▶ **Problem statement**: Exactly repeat the material, dropping only the pictures.

====

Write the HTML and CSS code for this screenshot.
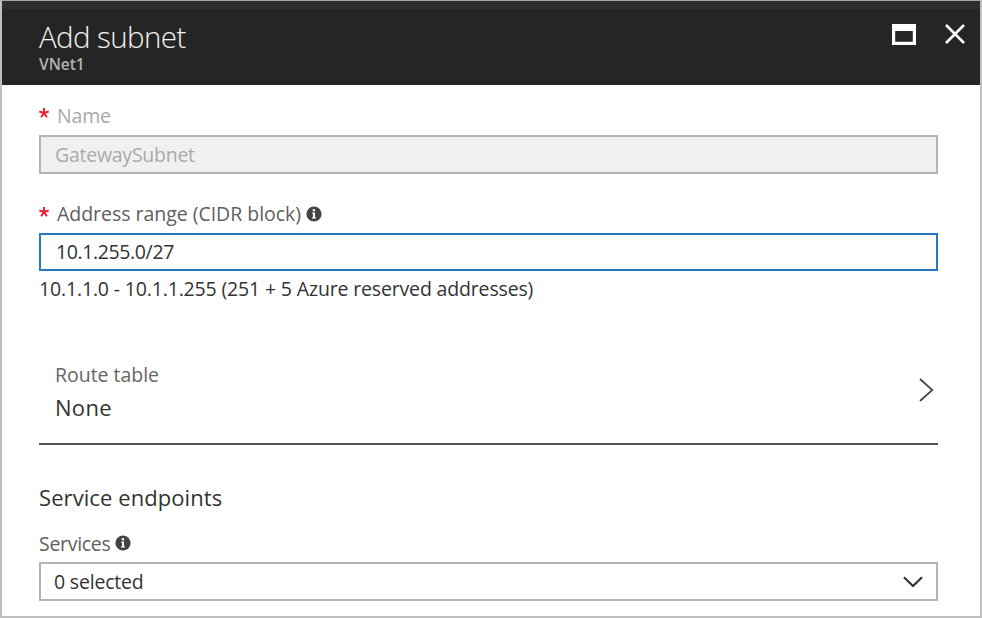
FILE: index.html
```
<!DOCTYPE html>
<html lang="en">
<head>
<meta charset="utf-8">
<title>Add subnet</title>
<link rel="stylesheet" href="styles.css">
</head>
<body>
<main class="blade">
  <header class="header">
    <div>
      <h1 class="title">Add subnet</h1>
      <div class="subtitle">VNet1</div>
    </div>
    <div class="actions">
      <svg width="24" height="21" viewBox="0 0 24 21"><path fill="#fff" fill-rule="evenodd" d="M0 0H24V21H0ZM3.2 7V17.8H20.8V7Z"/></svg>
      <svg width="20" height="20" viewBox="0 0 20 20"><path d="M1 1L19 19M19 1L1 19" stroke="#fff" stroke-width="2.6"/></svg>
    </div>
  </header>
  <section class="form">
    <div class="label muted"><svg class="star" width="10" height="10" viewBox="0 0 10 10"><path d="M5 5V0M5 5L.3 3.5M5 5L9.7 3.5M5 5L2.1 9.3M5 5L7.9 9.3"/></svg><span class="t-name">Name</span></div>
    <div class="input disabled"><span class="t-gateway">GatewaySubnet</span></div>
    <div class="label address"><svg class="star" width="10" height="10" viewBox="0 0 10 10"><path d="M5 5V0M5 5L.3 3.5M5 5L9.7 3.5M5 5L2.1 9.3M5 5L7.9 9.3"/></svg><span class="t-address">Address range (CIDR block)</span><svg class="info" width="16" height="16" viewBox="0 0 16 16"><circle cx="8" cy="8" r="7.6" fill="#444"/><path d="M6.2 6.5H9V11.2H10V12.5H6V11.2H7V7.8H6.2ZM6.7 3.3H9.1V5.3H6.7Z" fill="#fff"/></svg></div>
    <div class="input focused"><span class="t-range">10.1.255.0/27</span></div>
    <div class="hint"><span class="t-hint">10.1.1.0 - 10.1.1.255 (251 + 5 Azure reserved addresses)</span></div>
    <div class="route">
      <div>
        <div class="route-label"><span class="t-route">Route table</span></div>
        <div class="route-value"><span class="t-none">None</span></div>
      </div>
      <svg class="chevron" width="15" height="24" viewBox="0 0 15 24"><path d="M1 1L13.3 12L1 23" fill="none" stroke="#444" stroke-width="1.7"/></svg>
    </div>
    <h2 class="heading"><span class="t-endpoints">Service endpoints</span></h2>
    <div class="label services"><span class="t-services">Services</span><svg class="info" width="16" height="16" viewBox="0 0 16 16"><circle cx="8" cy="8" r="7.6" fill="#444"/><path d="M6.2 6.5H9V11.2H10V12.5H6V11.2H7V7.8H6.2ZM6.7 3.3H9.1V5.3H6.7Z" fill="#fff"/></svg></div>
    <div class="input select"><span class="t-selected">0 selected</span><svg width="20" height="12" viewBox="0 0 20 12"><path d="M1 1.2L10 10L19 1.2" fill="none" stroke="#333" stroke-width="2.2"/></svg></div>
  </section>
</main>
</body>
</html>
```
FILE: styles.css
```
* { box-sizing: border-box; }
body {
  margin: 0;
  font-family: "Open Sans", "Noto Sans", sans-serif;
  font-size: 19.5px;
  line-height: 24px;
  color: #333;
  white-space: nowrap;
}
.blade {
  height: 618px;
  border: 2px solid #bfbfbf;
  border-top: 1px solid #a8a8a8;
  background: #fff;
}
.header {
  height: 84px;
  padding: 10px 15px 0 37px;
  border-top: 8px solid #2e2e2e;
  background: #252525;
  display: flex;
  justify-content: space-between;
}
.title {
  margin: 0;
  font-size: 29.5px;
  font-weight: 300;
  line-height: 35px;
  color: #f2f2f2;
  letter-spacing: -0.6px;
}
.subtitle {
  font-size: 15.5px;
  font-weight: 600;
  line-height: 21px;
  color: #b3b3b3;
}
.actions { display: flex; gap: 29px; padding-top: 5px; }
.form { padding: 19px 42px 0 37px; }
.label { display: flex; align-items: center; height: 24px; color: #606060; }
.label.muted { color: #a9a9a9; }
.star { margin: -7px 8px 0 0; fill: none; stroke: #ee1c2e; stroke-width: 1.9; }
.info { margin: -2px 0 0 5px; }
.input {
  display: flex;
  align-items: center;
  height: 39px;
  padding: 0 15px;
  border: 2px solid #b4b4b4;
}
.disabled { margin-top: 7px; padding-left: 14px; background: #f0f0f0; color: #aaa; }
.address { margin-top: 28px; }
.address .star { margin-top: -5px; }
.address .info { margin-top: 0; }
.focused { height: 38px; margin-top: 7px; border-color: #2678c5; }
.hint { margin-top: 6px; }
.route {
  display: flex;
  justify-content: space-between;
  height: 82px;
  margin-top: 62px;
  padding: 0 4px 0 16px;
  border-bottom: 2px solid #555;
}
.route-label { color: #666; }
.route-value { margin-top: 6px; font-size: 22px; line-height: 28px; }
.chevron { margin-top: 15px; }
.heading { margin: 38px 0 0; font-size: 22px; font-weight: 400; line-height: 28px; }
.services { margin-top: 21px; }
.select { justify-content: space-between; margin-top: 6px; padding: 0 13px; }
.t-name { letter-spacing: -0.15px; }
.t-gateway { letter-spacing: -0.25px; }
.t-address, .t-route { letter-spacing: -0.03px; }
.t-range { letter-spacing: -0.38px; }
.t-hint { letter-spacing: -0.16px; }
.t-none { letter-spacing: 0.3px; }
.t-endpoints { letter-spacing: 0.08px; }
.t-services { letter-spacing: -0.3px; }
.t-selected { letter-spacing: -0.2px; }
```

====

▶ **Answer for the task**:
Write the HTML and CSS code for this screenshot.
FILE: index.html
```
<!DOCTYPE html>
<html lang="en">
<head>
<meta charset="utf-8">
<title>Add subnet</title>
<link rel="stylesheet" href="styles.css">
</head>
<body>
<main class="blade">
  <header class="header">
    <div>
      <h1 class="title">Add subnet</h1>
      <div class="subtitle">VNet1</div>
    </div>
    <div class="actions">
      <svg width="24" height="21" viewBox="0 0 24 21"><path fill="#fff" fill-rule="evenodd" d="M0 0H24V21H0ZM3.2 7V17.8H20.8V7Z"/></svg>
      <svg width="20" height="20" viewBox="0 0 20 20"><path d="M1 1L19 19M19 1L1 19" stroke="#fff" stroke-width="2.6"/></svg>
    </div>
  </header>
  <section class="form">
    <div class="label muted"><svg class="star" width="10" height="10" viewBox="0 0 10 10"><path d="M5 5V0M5 5L.3 3.5M5 5L9.7 3.5M5 5L2.1 9.3M5 5L7.9 9.3"/></svg><span class="t-name">Name</span></div>
    <div class="input disabled"><span class="t-gateway">GatewaySubnet</span></div>
    <div class="label address"><svg class="star" width="10" height="10" viewBox="0 0 10 10"><path d="M5 5V0M5 5L.3 3.5M5 5L9.7 3.5M5 5L2.1 9.3M5 5L7.9 9.3"/></svg><span class="t-address">Address range (CIDR block)</span><svg class="info" width="16" height="16" viewBox="0 0 16 16"><circle cx="8" cy="8" r="7.6" fill="#444"/><path d="M6.2 6.5H9V11.2H10V12.5H6V11.2H7V7.8H6.2ZM6.7 3.3H9.1V5.3H6.7Z" fill="#fff"/></svg></div>
    <div class="input focused"><span class="t-range">10.1.255.0/27</span></div>
    <div class="hint"><span class="t-hint">10.1.1.0 - 10.1.1.255 (251 + 5 Azure reserved addresses)</span></div>
    <div class="route">
      <div>
        <div class="route-label"><span class="t-route">Route table</span></div>
        <div class="route-value"><span class="t-none">None</span></div>
      </div>
      <svg class="chevron" width="15" height="24" viewBox="0 0 15 24"><path d="M1 1L13.3 12L1 23" fill="none" stroke="#444" stroke-width="1.7"/></svg>
    </div>
    <h2 class="heading"><span class="t-endpoints">Service endpoints</span></h2>
    <div class="label services"><span class="t-services">Services</span><svg class="info" width="16" height="16" viewBox="0 0 16 16"><circle cx="8" cy="8" r="7.6" fill="#444"/><path d="M6.2 6.5H9V11.2H10V12.5H6V11.2H7V7.8H6.2ZM6.7 3.3H9.1V5.3H6.7Z" fill="#fff"/></svg></div>
    <div class="input select"><span class="t-selected">0 selected</span><svg width="20" height="12" viewBox="0 0 20 12"><path d="M1 1.2L10 10L19 1.2" fill="none" stroke="#333" stroke-width="2.2"/></svg></div>
  </section>
</main>
</body>
</html>
```
FILE: styles.css
```
* { box-sizing: border-box; }
body {
  margin: 0;
  font-family: "Open Sans", "Noto Sans", sans-serif;
  font-size: 19.5px;
  line-height: 24px;
  color: #333;
  white-space: nowrap;
}
.blade {
  height: 618px;
  border: 2px solid #bfbfbf;
  border-top: 1px solid #a8a8a8;
  background: #fff;
}
.header {
  height: 84px;
  padding: 10px 15px 0 37px;
  border-top: 8px solid #2e2e2e;
  background: #252525;
  display: flex;
  justify-content: space-between;
}
.title {
  margin: 0;
  font-size: 29.5px;
  font-weight: 300;
  line-height: 35px;
  color: #f2f2f2;
  letter-spacing: -0.6px;
}
.subtitle {
  font-size: 15.5px;
  font-weight: 600;
  line-height: 21px;
  color: #b3b3b3;
}
.actions { display: flex; gap: 29px; padding-top: 5px; }
.form { padding: 19px 42px 0 37px; }
.label { display: flex; align-items: center; height: 24px; color: #606060; }
.label.muted { color: #a9a9a9; }
.star { margin: -7px 8px 0 0; fill: none; stroke: #ee1c2e; stroke-width: 1.9; }
.info { margin: -2px 0 0 5px; }
.input {
  display: flex;
  align-items: center;
  height: 39px;
  padding: 0 15px;
  border: 2px solid #b4b4b4;
}
.disabled { margin-top: 7px; padding-left: 14px; background: #f0f0f0; color: #aaa; }
.address { margin-top: 28px; }
.address .star { margin-top: -5px; }
.address .info { margin-top: 0; }
.focused { height: 38px; margin-top: 7px; border-color: #2678c5; }
.hint { margin-top: 6px; }
.route {
  display: flex;
  justify-content: space-between;
  height: 82px;
  margin-top: 62px;
  padding: 0 4px 0 16px;
  border-bottom: 2px solid #555;
}
.route-label { color: #666; }
.route-value { margin-top: 6px; font-size: 22px; line-height: 28px; }
.chevron { margin-top: 15px; }
.heading { margin: 38px 0 0; font-size: 22px; font-weight: 400; line-height: 28px; }
.services { margin-top: 21px; }
.select { justify-content: space-between; margin-top: 6px; padding: 0 13px; }
.t-name { letter-spacing: -0.15px; }
.t-gateway { letter-spacing: -0.25px; }
.t-address, .t-route { letter-spacing: -0.03px; }
.t-range { letter-spacing: -0.38px; }
.t-hint { letter-spacing: -0.16px; }
.t-none { letter-spacing: 0.3px; }
.t-endpoints { letter-spacing: 0.08px; }
.t-services { letter-spacing: -0.3px; }
.t-selected { letter-spacing: -0.2px; }
```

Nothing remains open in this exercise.